De plus, le Comité d'experts sur l'intelligence artificielle, l'égalité et la discrimination a récemment organisé une réunion visant à élaborer des recommandations pour assurer que l'IA respecte les principes d'égalité et évite les discriminations. Le monitoring et les audits post-déploiement permettent d’identifier d’éventuels biais qui n’étaient pas détectables au moment de la conception.

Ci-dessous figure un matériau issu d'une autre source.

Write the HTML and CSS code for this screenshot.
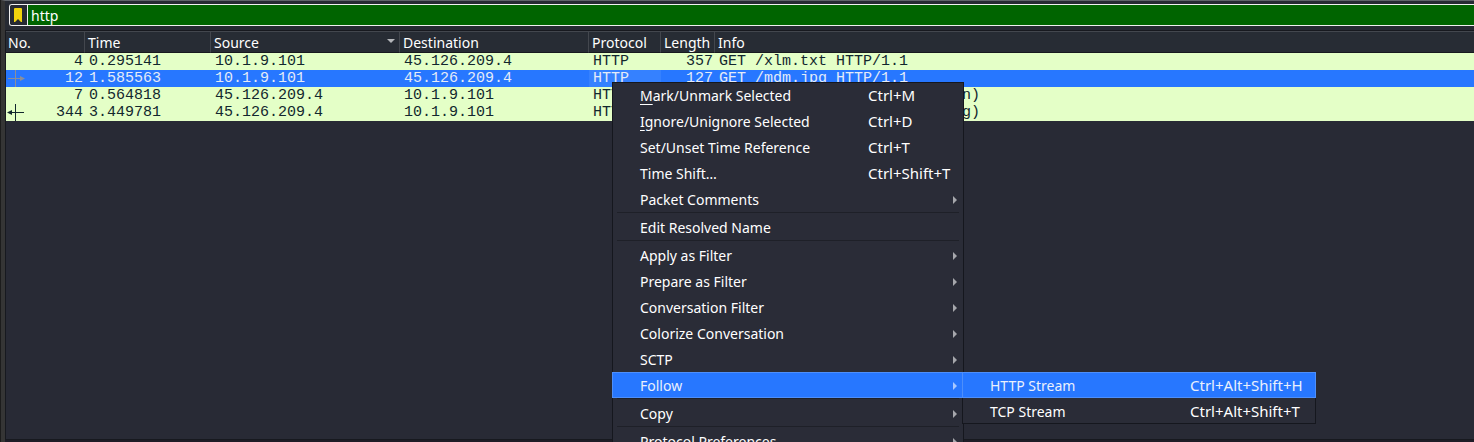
FILE: index.html
```html
<!DOCTYPE html>
<html lang="en">
<head>
<meta charset="utf-8">
<title>Packet list</title>
<link rel="stylesheet" href="styles.css">
</head>
<body>
<main class="window">
  <form class="filter">
    <button class="bookmark" type="button" aria-label="Filter bookmarks">
      <svg width="8" height="14" viewBox="0 0 8 14"><path d="M0 1Q0 0 1 0H7Q8 0 8 1V14H7L4 11L1 14H0Z" fill="#f0d30c"/></svg>
    </button>
    <input class="filter-input" type="text" value="http" aria-label="Display filter">
  </form>
  <section class="packets">
    <table class="table">
      <colgroup><col class="c-no"><col class="c-time"><col class="c-addr"><col class="c-addr"><col class="c-proto"><col class="c-len"><col></colgroup>
      <thead>
        <tr><th>No.</th><th>Time</th><th class="sorted">Source<svg class="sort" width="8" height="4" viewBox="0 0 8 4"><path d="M0 0H8L4 4Z" fill="#b4b6ba"/></svg></th><th>Destination</th><th>Protocol</th><th>Length</th><th>Info</th></tr>
      </thead>
      <tbody>
        <tr><td class="num">4</td><td>0.295141</td><td>10.1.9.101</td><td>45.126.209.4</td><td>HTTP</td><td class="num">357</td><td>GET /xlm.txt HTTP/1.1</td></tr>
        <tr class="selected"><td class="num"><svg class="mark" width="20" height="17" viewBox="0 0 20 17"><path d="M9.500 0V17M2 8.500H16" stroke="#8b8f98" fill="none"/><path d="M14 6L19 8.500L14 11Z" fill="#8b8f98"/></svg>12</td><td>1.585563</td><td>10.1.9.101</td><td>45.126.209.4</td><td class="current">HTTP</td><td class="num">127</td><td>GET /mdm.jpg HTTP/1.1</td></tr>
        <tr><td class="num">7</td><td>0.564818</td><td>45.126.209.4</td><td>10.1.9.101</td><td>HTTP</td><td class="num">462</td><td>HTTP/1.1 200 OK  (text/plain)</td></tr>
        <tr><td class="num"><svg class="mark" width="20" height="17" viewBox="0 0 20 17"><path d="M9.500 0V17M5 8.500H18" stroke="#12272e" fill="none"/><path d="M6 6L1 8.500L6 11Z" fill="#12272e"/></svg>344</td><td>3.449781</td><td>45.126.209.4</td><td>10.1.9.101</td><td>HTTP</td><td class="num">200</td><td>HTTP/1.1 200 OK  (image/jpeg)</td></tr>
      </tbody>
    </table>
  </section>
  <div class="splitter"></div>
</main>
<ul class="menu">
  <li><button class="item"><span><u>M</u>ark/Unmark Selected</span><span class="key">Ctrl+M</span></button></li>
  <li><button class="item"><span><u>I</u>gnore/Unignore Selected</span><span class="key">Ctrl+D</span></button></li>
  <li><button class="item"><span>Set/Unset Time Reference</span><span class="key">Ctrl+T</span></button></li>
  <li><button class="item"><span>Time Shift…</span><span class="key">Ctrl+Shift+T</span></button></li>
  <li><button class="item parent">Packet Comments</button></li>
  <li class="sep"></li>
  <li><button class="item">Edit Resolved Name</button></li>
  <li class="sep"></li>
  <li><button class="item parent">Apply as Filter</button></li>
  <li><button class="item parent">Prepare as Filter</button></li>
  <li><button class="item parent">Conversation Filter</button></li>
  <li><button class="item parent">Colorize Conversation</button></li>
  <li><button class="item parent">SCTP</button></li>
  <li class="open"><button class="item parent active">Follow</button>
    <ul class="menu submenu">
      <li><button class="item active"><span>HTTP Stream</span><span class="key">Ctrl+Alt+Shift+H</span></button></li>
      <li><button class="item"><span>TCP Stream</span><span class="key">Ctrl+Alt+Shift+T</span></button></li>
    </ul>
  </li>
  <li class="sep"></li>
  <li><button class="item parent">Copy</button></li>
  <li class="sep"></li>
  <li><button class="item parent">Protocol Preferences</button></li>
</ul>
</body>
</html>
```
FILE: styles.css
```css
* { box-sizing: border-box; }
body {
  margin: 0;
  padding-left: 1px;
  height: 100vh;
  overflow: hidden;
  position: relative;
  background: #1c1c1c;
  color: #fff;
  font: 14px/20px "Noto Sans", sans-serif;
}
button, input { font: inherit; color: inherit; }
ul { list-style: none; margin: 0; padding: 0; }

.window {
  height: 100%;
  display: flex;
  flex-direction: column;
  border-left: 4px solid #353535;
  border-top: 1px solid #60646b;
  background: #262a33;
}
.filter {
  display: flex;
  flex: none;
  height: 22px;
  margin: 3px 0 4px 4px;
  border: 1px solid #f0f0f0;
  border-right: 0;
  border-radius: 3px 0 0 3px;
  overflow: hidden;
}
.bookmark {
  width: 18px;
  padding: 0 0 0 4px;
  border: 0;
  border-right: 1px solid #f0f0f0;
  background: #262a33;
  display: flex;
  align-items: center;
}
.filter-input {
  flex: 1;
  min-width: 0;
  height: 20px;
  padding: 2px 3px 0;
  border: 0;
  outline: 0;
  background: #006400;
}
.packets {
  flex: 1;
  min-height: 0;
  border: 1px solid #17191f;
  border-right: 0;
  background: #282a35;
}
.table {
  width: 100%;
  table-layout: fixed;
  border-collapse: separate;
  border-spacing: 0;
}
.c-no { width: 79px; }
.c-time { width: 126px; }
.c-addr { width: 189px; }
.c-proto { width: 72px; }
.c-len { width: 54px; }
.table th {
  height: 22px;
  padding: 2px 0 0 3px;
  border-top: 1px solid #43474e;
  border-right: 1px solid #43474e;
  border-bottom: 1px solid #17191f;
  background: #272c34;
  font-weight: 400;
  line-height: 18px;
  text-align: left;
  white-space: nowrap;
}
.table th:first-child { padding-left: 2px; }
.table th:last-child { border-right: 0; }
.sorted { position: relative; }
.sort { position: absolute; right: 4px; top: 7px; }
.table td {
  height: 17px;
  padding: 0 2px 0 4px;
  background: #e4ffc7;
  color: #12272e;
  font: 15px/17px "Liberation Mono", monospace;
  white-space: pre;
  overflow: hidden;
}
.table .num { text-align: right; position: relative; }
.table .selected td { background: #2777ff; color: #e4ebf8; }
.table .selected .current { background: #3581ff; }
.mark { position: absolute; left: 0; top: 0; }
.splitter {
  flex: none;
  height: 2px;
  background: #1f1c27;
}

.menu {
  position: absolute;
  left: 612px;
  top: 82px;
  width: 352px;
  box-shadow: inset 0 0 0 1px #15171e;
  background: #2a2c37;
}
.open { position: relative; }
.submenu { left: 350px; top: 0; width: 354px; }
.item {
  display: flex;
  justify-content: space-between;
  align-items: center;
  width: 100%;
  height: 26px;
  padding: 2px 14px 0 28px;
  border: 0;
  background: none;
  text-align: left;
  white-space: nowrap;
}
.key { width: 82px; margin-bottom: 2px; font-size: 15px; }
.submenu .key { width: 112px; }
.item u { text-underline-offset: 3px; }
.item.parent { padding-right: 7px; }
.parent::after {
  content: "";
  border: 4px solid transparent;
  border-left-color: #a6a7ac;
  border-right: 0;
}
.active {
  box-shadow: inset 0 0 0 1px #4e8ffa;
  background: #2777ff;
  color: #eaf0fc;
}
.active.parent::after { border-left-color: #a8c8ff; }
.sep {
  height: 2px;
  margin: 0 5px;
  border-top: 1px solid #1e2028;
}
```
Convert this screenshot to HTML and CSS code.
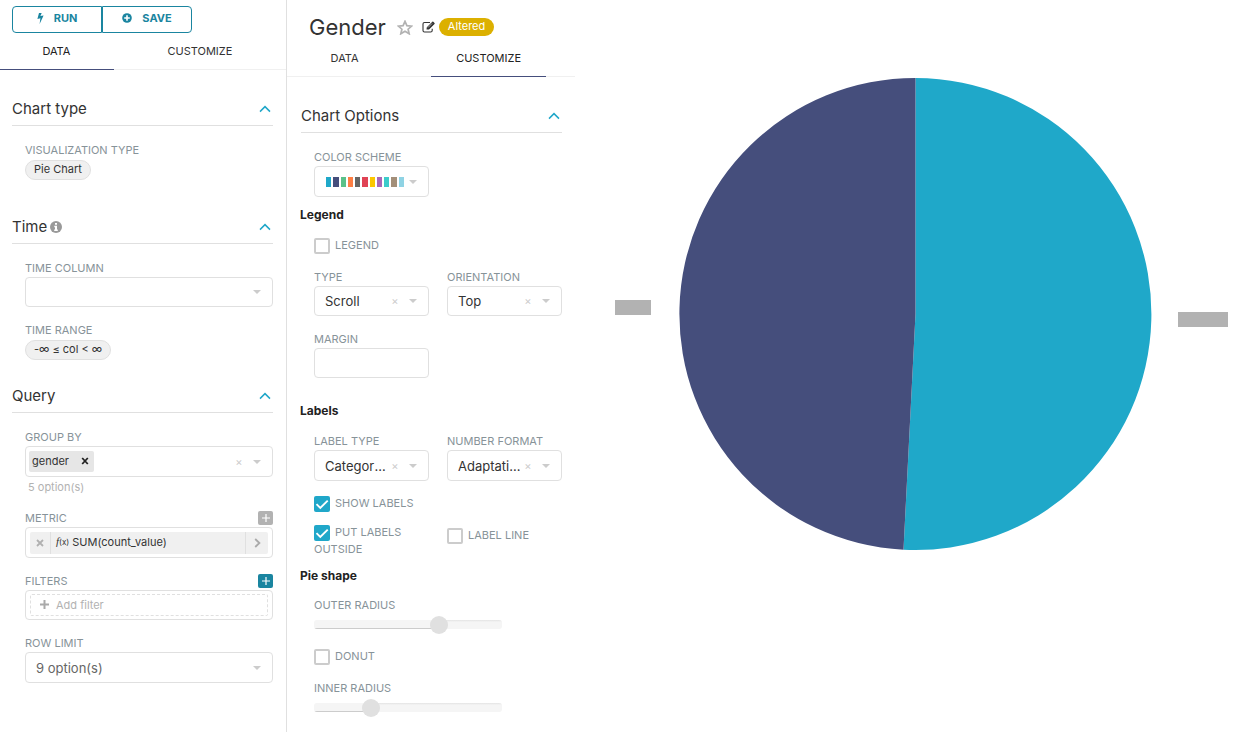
FILE: index.html
```html
<!DOCTYPE html>
<html lang="en">
<head>
<meta charset="utf-8">
<title>Gender</title>
<link rel="stylesheet" href="styles.css">
</head>
<body>
<svg class="sprite" aria-hidden="true">
  <symbol id="up" viewBox="0 0 12 8"><path d="M1 6.6 6 1.6l5 5" fill="none" stroke="currentColor" stroke-width="1.5"/></symbol>
  <symbol id="caret" viewBox="0 0 8 4"><path d="M0 0h8L4 4z" fill="currentColor"/></symbol>
  <symbol id="plus" viewBox="0 0 10 10"><path d="M5 1v8M1 5h8" fill="none" stroke="currentColor" stroke-width="1.2"/></symbol>
</svg>
<div class="page">
  <aside class="panel query-panel">
    <div class="actions">
      <button class="action" type="button"><svg width="7" height="11" viewBox="0 0 7 11"><path d="M2 0h2.7L3.4 3.1 6.6 2.6 2.6 11 3.4 5.2.4 5.9z" fill="currentColor"/></svg>RUN</button>
      <button class="action" type="button"><svg width="10" height="10" viewBox="0 0 10 10"><circle cx="5" cy="5" r="4.8" fill="currentColor"/><path d="M5 2.2v5.6M2.2 5h5.6" stroke="#fff" stroke-width="1.6"/></svg>SAVE</button>
    </div>
    <nav class="tabs" role="tablist">
      <button class="tab active" type="button" role="tab">DATA</button>
      <button class="tab" type="button" role="tab">CUSTOMIZE</button>
    </nav>
    <div class="sections">
      <section>
        <h2 class="section-head">Chart type<svg class="up"><use href="#up"/></svg></h2>
        <div class="body chart-type">
          <span class="label">VISUALIZATION TYPE</span>
          <button class="pill" type="button">Pie Chart</button>
        </div>
      </section>
      <section>
        <h2 class="section-head"><span class="title">Time<svg width="12" height="12" viewBox="0 0 12 12"><circle cx="6" cy="6" r="6" fill="#999"/><path d="M5 2h2v1.7H5zM4.3 4.8H7v3.7h.8V10H4.2V8.5H5V6.2h-.7z" fill="#fff"/></svg></span><svg class="up"><use href="#up"/></svg></h2>
        <div class="body stack">
          <div>
            <label class="label" for="time-column">TIME COLUMN</label>
            <div class="box"><select id="time-column"><option></option></select><svg class="caret"><use href="#caret"/></svg></div>
          </div>
          <div>
            <span class="label">TIME RANGE</span>
            <button class="pill" type="button">-∞ ≤ col &lt; ∞</button>
          </div>
        </div>
      </section>
      <section>
        <h2 class="section-head">Query<svg class="up"><use href="#up"/></svg></h2>
        <div class="body stack">
          <div>
            <span class="label">GROUP BY</span>
            <div class="box tall tags">
              <span class="tag">gender<button type="button" aria-label="Remove gender"><svg width="8" height="8" viewBox="0 0 8 8"><path d="M1.2 1 6.8 7M6.8 1 1.2 7" stroke="#222" stroke-width="1.8"/></svg></button></span>
              <button class="clear" type="button" aria-label="Clear">×</button><svg class="caret"><use href="#caret"/></svg>
            </div>
            <p class="hint">5 option(s)</p>
          </div>
          <div>
            <div class="label-row"><span class="label">METRIC</span><button class="add" type="button" aria-label="Add metric"><svg width="10" height="10"><use href="#plus"/></svg></button></div>
            <div class="box tall inset">
              <div class="metric">
                <button class="metric-remove" type="button" aria-label="Remove metric"><svg width="8" height="8" viewBox="0 0 8 8"><path d="M1 1l6 6M7 1 1 7" stroke="#b0b0b0" stroke-width="1.8"/></svg></button>
                <span class="metric-name"><span class="fx"><i>f</i>(x)</span>SUM(count_value)</span>
                <button class="metric-open" type="button" aria-label="Edit metric"><svg width="7" height="10" viewBox="0 0 7 10"><path d="M1.2 1 5.4 5 1.2 9" fill="none" stroke="#aaa" stroke-width="1.8"/></svg></button>
              </div>
            </div>
          </div>
          <div>
            <div class="label-row"><span class="label">FILTERS</span><button class="add primary" type="button" aria-label="New filter"><svg width="10" height="10"><use href="#plus"/></svg></button></div>
            <div class="box inset">
              <button class="add-filter" type="button"><svg width="9" height="9" viewBox="0 0 9 9"><path d="M4.5 0v9M0 4.5h9" stroke="#aaa" stroke-width="2"/></svg>Add filter</button>
            </div>
          </div>
          <div>
            <label class="label" for="row-limit">ROW LIMIT</label>
            <div class="box tall muted"><select id="row-limit"><option>9 option(s)</option></select><svg class="caret"><use href="#caret"/></svg></div>
          </div>
        </div>
      </section>
    </div>
  </aside>

  <main class="panel">
    <header class="chart-header">
      <h1>Gender</h1>
      <button class="icon-button star" type="button" aria-label="Favorite"><svg width="16" height="15" viewBox="0 0 16 15"><path d="M8 1.3l1.9 4.3 4.8.5-3.6 3.1 1.1 4.6L8 11.3l-4.2 2.5 1.1-4.6L1.300 6.100l4.800-.5z" fill="none" stroke="#b2b2b2" stroke-width="1.7"/></svg></button>
      <button class="icon-button edit" type="button" aria-label="Edit"><svg width="13" height="12" viewBox="0 0 13 12"><path d="M8 1.500H2.500Q1 1.500 1 3v6.500Q1 11 2.500 11h6.200q1.500 0 1.500-1.500V7.800" fill="none" stroke="#333" stroke-width="1.100"/><path d="M4.500 8.600 4.800 6.200 10.300.7q.5-.5 1 0l1.200 1.200q.5.500 0 1L7 8.400z" fill="#333"/><path d="M6 6.500 10 2.500" stroke="#fff" stroke-width=".6"/></svg></button>
      <span class="badge">Altered</span>
    </header>
    <nav class="tabs" role="tablist">
      <button class="tab" type="button" role="tab">DATA</button>
      <button class="tab active" type="button" role="tab">CUSTOMIZE</button>
    </nav>
    <div class="sections">
      <section>
        <h2 class="section-head">Chart Options<svg class="up"><use href="#up"/></svg></h2>
        <div class="body">
          <div class="grid">
            <div>
              <span class="label">COLOR SCHEME</span>
              <button class="box tall scheme" type="button" aria-label="Color scheme">
                <span class="swatches"><i class="c1"></i><i class="c2"></i><i class="c3"></i><i class="c4"></i><i class="c5"></i><i class="c6"></i><i class="c7"></i><i class="c8"></i><i class="c9"></i><i class="c10"></i><i class="c11"></i></span>
                <svg class="caret"><use href="#caret"/></svg>
              </button>
            </div>
          </div>
          <h3>Legend</h3>
          <div class="grid legend-grid">
            <label class="check wide"><input type="checkbox">LEGEND</label>
            <div>
              <label class="label" for="type">TYPE</label>
              <div class="box"><select id="type"><option>Scroll</option></select><button class="clear" type="button" aria-label="Clear">×</button><svg class="caret"><use href="#caret"/></svg></div>
            </div>
            <div>
              <label class="label" for="orientation">ORIENTATION</label>
              <div class="box"><select id="orientation"><option>Top</option></select><button class="clear" type="button" aria-label="Clear">×</button><svg class="caret"><use href="#caret"/></svg></div>
            </div>
            <div>
              <label class="label" for="margin">MARGIN</label>
              <input class="box" id="margin" type="text">
            </div>
          </div>
          <h3>Labels</h3>
          <div class="grid labels-grid">
            <div>
              <label class="label" for="label-type">LABEL TYPE</label>
              <div class="box tall"><select id="label-type"><option>Category Name</option></select><button class="clear" type="button" aria-label="Clear">×</button><svg class="caret"><use href="#caret"/></svg></div>
            </div>
            <div>
              <label class="label" for="number-format">NUMBER FORMAT</label>
              <div class="box tall"><select id="number-format"><option>Adaptative formatting</option></select><button class="clear" type="button" aria-label="Clear">×</button><svg class="caret"><use href="#caret"/></svg></div>
            </div>
            <label class="check wide"><input type="checkbox" checked>SHOW LABELS</label>
            <label class="check"><input type="checkbox" checked>PUT LABELS OUTSIDE</label>
            <label class="check lowered"><input type="checkbox">LABEL LINE</label>
          </div>
          <h3>Pie shape</h3>
          <div class="shape">
            <label class="label" for="outer">OUTER RADIUS</label>
            <input class="slider" id="outer" type="range" value="68" style="--fill: 68%">
            <label class="check"><input type="checkbox">DONUT</label>
            <label class="label" for="inner">INNER RADIUS</label>
            <input class="slider" id="inner" type="range" value="28" style="--fill: 28%">
          </div>
        </div>
      </section>
    </div>
  </main>

  <figure class="chart">
    <svg viewBox="0 0 662 732" role="img" aria-label="Pie chart by gender">
      <path d="M340.500 314V78A236 236 0 1 1 328.500 549.700Z" fill="#1fa8c9"/>
      <path d="M340.500 314 328.500 549.700A236 236 0 0 1 340.500 78Z" fill="#454e7c"/>
      <rect x="40" y="300" width="36" height="15" fill="#b2b2b2"/>
      <rect x="603" y="312" width="50" height="15" fill="#b2b2b2"/>
    </svg>
  </figure>
</div>
</body>
</html>
```
FILE: styles.css
```css
* { box-sizing: border-box; }

body {
  margin: 0;
  background: #fff;
  color: #333;
  font: 11px/16px Inter, "Liberation Sans", sans-serif;
}

h1, h2, h3, p, figure { margin: 0; font-weight: 400; }

button, select, input { margin: 0; font: inherit; color: inherit; }

button { padding: 0; border: 0; background: none; cursor: pointer; }

svg { flex: none; display: block; }

.sprite { display: none; }

.page {
  display: grid;
  grid-template-columns: minmax(240px, 287fr) minmax(240px, 288fr) 662fr;
  min-height: 100vh;
}

.query-panel { border-right: 1px solid #e0e0e0; }

/* Run / save */
.actions { display: flex; padding: 6px 0 0 12px; }

.action {
  display: flex;
  align-items: center;
  justify-content: center;
  gap: 10px;
  width: 90px;
  height: 27px;
  padding-bottom: 3px;
  border: 1px solid #1a85a0;
  border-radius: 4px 0 0 4px;
  color: #1a85a0;
  font-weight: 700;
}

.action + .action { border-radius: 0 4px 4px 0; }

/* Tabs */
.tabs { display: flex; border-bottom: 1px solid #f0f0f0; }

.query-panel .tabs { margin-left: -1px; }

.tab {
  width: 40%;
  margin: 0 10% -1px 0;
  padding: 10px 0;
  border-bottom: 1px solid transparent;
}

.tab.active { border-color: #454e7c; color: #222; }

/* Sections */
.sections { padding: 28px 13px 0 12px; }

.panel:not(.query-panel) .sections { padding-left: 14px; }

section + section { margin-top: 25px; }

.section-head {
  display: flex;
  align-items: center;
  justify-content: space-between;
  padding-bottom: 5px;
  border-bottom: 1px solid #e0e0e0;
  font-size: 15px;
  line-height: 22px;
}

.title { display: flex; align-items: center; gap: 3px; }

.up { width: 12px; height: 8px; margin-right: 2px; color: #20a7c9; }

.body { padding: 15px 0 0 13px; }

.chart-type { padding-bottom: 11px; }

.stack { display: flex; flex-direction: column; gap: 14px; }

.label { display: block; color: #879399; line-height: 18px; }

.label-row { display: flex; justify-content: space-between; }

.pill {
  height: 20px;
  margin-top: 1px;
  padding: 0 8px 2px;
  border: 1px solid #e0e0e0;
  border-radius: 10px;
  background: #f0f0f0;
  display: block;
}

/* Field boxes */
.box {
  display: flex;
  align-items: center;
  width: 100%;
  height: 30px;
  padding: 0 11px 0 10px;
  border: 1px solid #e0e0e0;
  border-radius: 4px;
  background: #fff;
  font-size: 13px;
}

.box.tall { height: 31px; }

.box select {
  flex: 1;
  min-width: 0;
  padding: 0;
  border: 0;
  outline: 0;
  background: none;
  appearance: none;
  overflow: hidden;
  text-overflow: ellipsis;
  white-space: nowrap;
}

.muted { color: #666; }

.caret { width: 8px; height: 4px; color: #ccc; }

.clear { width: 10px; margin: 0 9px 0 0; color: #ccc; font-size: 11px; }

.tags { padding-left: 3px; }

.tag {
  display: flex;
  align-items: center;
  gap: 12px;
  height: 21px;
  margin-right: auto;
  padding: 0 5px 1px 3px;
  border-radius: 2px;
  background: #e6e6e6;
  font-size: 11px;
}

.hint { padding: 1px 3px 0; color: #b2b2b2; line-height: 18px; margin-bottom: -1px; }

.add {
  display: grid;
  place-items: center;
  width: 15px;
  height: 14px;
  margin-top: 2px;
  border-radius: 2px;
  background: #b2b2b2;
  color: #fff;
}

.add.primary { background: #1a85a0; }

.box.inset { padding: 0 4px; font-size: 11px; }

.metric {
  display: flex;
  flex: 1;
  height: 22px;
  border-radius: 2px;
  background: #f0f0f0;
}

.metric-remove, .metric-open { display: grid; place-items: center; width: 21px; }

.metric-remove { border-right: 1px solid #e0e0e0; }

.metric-open { width: 23px; border-left: 1px solid #e0e0e0; }

.metric-name { display: flex; flex: 1; gap: 3px; padding: 2px 5px; }

.fx { font-size: 8px; line-height: 14px; }

.fx i { font: italic 11px/14px "Liberation Serif", serif; }

.add-filter {
  display: flex;
  flex: 1;
  align-items: center;
  gap: 7px;
  height: 22px;
  padding: 0 9px 1px;
  border: 1px dashed #e0e0e0;
  border-radius: 2px;
  color: #b2b2b2;
}

/* Chart header */
.chart-header { display: flex; align-items: center; padding: 14px 0 0 22px; }

h1 { font-size: 22px; line-height: 26px; }

.star { margin-left: 11px; }

.edit { margin-left: 9px; }

.badge {
  margin-left: 4px;
  padding: 0 9px 2px;
  border-radius: 9px;
  background: #dcb000;
  color: #fff;
}

/* Customize form */
.grid {
  display: grid;
  grid-template-columns: repeat(2, minmax(0, 1fr));
  gap: 14px 18px;
}

h3 {
  margin: 8px 0 11px -14px;
  color: #222;
  font-size: 12px;
  font-weight: 700;
  line-height: 20px;
}

.legend-grid { padding: 1px 0 15px; }

.labels-grid { row-gap: 12px; padding-bottom: 1px; }

.labels-grid .wide { margin-top: 2px; }

.scheme { justify-content: space-between; }

.swatches { display: flex; gap: 2px; width: 79px; padding-left: 1px; }

.swatches i { flex: 1; height: 10px; }

.c1 { background: #1fa8c9; }
.c2 { background: #454e7c; }
.c3 { background: #5ac189; }
.c4 { background: #ff7f44; }
.c5 { background: #666; }
.c6 { background: #e04355; }
.c7 { background: #fcc700; }
.c8 { background: #a868b7; }
.c9 { background: #3cccCB; }
.c10 { background: #a38f79; }
.c11 { background: #8fd3e4; }

.check { color: #879399; line-height: 16px; }

.check input {
  width: 16px;
  height: 16px;
  margin: 1px 5px 0 0;
  border: 2px solid #ccc;
  border-radius: 2px;
  background: #fff;
  appearance: none;
  vertical-align: top;
}

.check input:checked {
  border: 0;
  background: #20a7c9 url("data:image/svg+xml,%3Csvg xmlns='http://www.w3.org/2000/svg' viewBox='0 0 16 16'%3E%3Cpath d='M2.500 8.200 6.300 12 13.700 4.600' fill='none' stroke='white' stroke-width='1.900'/%3E%3C/svg%3E");
}

.wide { grid-column: 1 / -1; }

.lowered { padding-top: 3px; }

.shape { display: flex; flex-direction: column; margin-top: -1px; }

.shape .check { margin: 14px 0; }

.slider {
  width: 76%;
  height: 20px;
  background: none;
  appearance: none;
}

.slider::-webkit-slider-runnable-track {
  height: 9px;
  border-radius: 3px;
  background: linear-gradient(#ccc, #ccc) 0 100% / var(--fill) 1px no-repeat, linear-gradient(to right, #f5f5f5, #f5f5f5) 0 0 / var(--fill) 100% no-repeat, linear-gradient(#e3e3e3, #f5f5f5 2px);
}

.slider::-webkit-slider-thumb {
  width: 18px;
  height: 18px;
  margin-top: -4px;
  border-radius: 50%;
  background: #e0e0e0;
  appearance: none;
}

/* Pie */
.chart svg { width: 100%; height: 100vh; }
```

Le réajustement dynamique des algorithmes repose sur l’intégration de nouvelles données équilibrées afin de limiter la perpétuation des inégalités dans les modèles. Enfin, les boucles de rétroaction (feedback loops) assurent que les décisions algorithmiques soient continuellement analysées et révisées en fonction des retours d’expérience. Toutefois, il ne suffit pas d’un simple suivi : il est nécessaire d’aller au-delà du monitoring et de mettre en place de véritables garde-fous pour garantir une correction proactive des biais et une utilisation éthique des algorithmes. À la lumière des stratégies évoquées précédemment, il est nécessaire de formaliser ce que l’on pourrait appeler le concept de résilience algorithmique : la capacité d’un algorithme à s’adapter, s’optimiser et se corriger face aux discriminations émergentes qu’il ne pouvait anticiper à sa conception. Un algorithme résilient ne se contente pas de résister aux perturbations, il évolue activement pour garantir une justice algorithmique durable.

En conclusion l’AI, si elle est mal encadrée, peut devenir un vecteur puissant de discrimination. Toutefois, par une combinaison de régulation, de surveillance continue et d’adaptabilité algorithmique, il est possible d’en faire un levier d’égalité et de progrès. La résilience algorithmique constitue une approche prometteuse pour garantir une AI plus éthique et inclusive.